In that moment, the disciples saw who Jesus really was, in his hidden glory and splendor. He was indeed God in human flesh. Many years later Simon Peter recalled that moment and wrote, “we were eye-witnesses of his majesty. For he received honor and glory from God the Father when the voice came to him from the Majestic Glory, saying, ‘This is my Son, whom I love; with him I am well pleased.

Peter added, “We ourselves heard this voice that came from heaven when we were with him on the sacred mount” (2 Peter 1:16b-18).

Catching a glimpse of who Jesus really is changes his call to discipleship from a call to self-abasing, grim duty to one of ever-expanding joy in his kingdom’s service.
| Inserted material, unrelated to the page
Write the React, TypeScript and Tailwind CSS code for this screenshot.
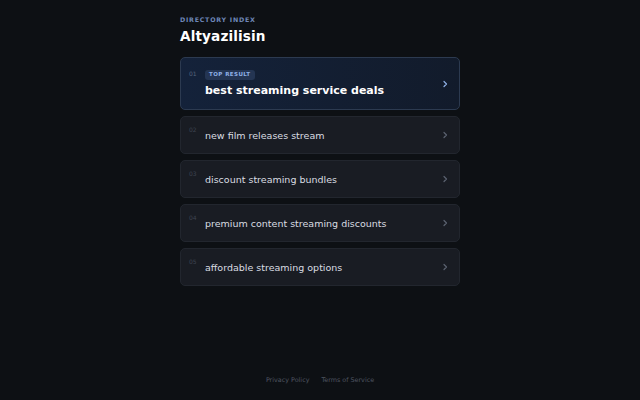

The issues of health and wealth must be dealt with separately from his call to discipleship. It’s true that some find purpose in life through the Gospel and this makes life fuller even in the issues of possessions and bodily well being.

But the wealth that all are assured of through the Gospel is that of knowing God in Christ and experiencing fellowship with him. And the health that’s certain is the promise of eternal life – in this life and the next.

This reality of the gospel can only be experienced from the inside. Either we say yes to Christ and discover the true health and wealth of the soul or we say no to him and deprive ourselves of the fullness of life that only he can give.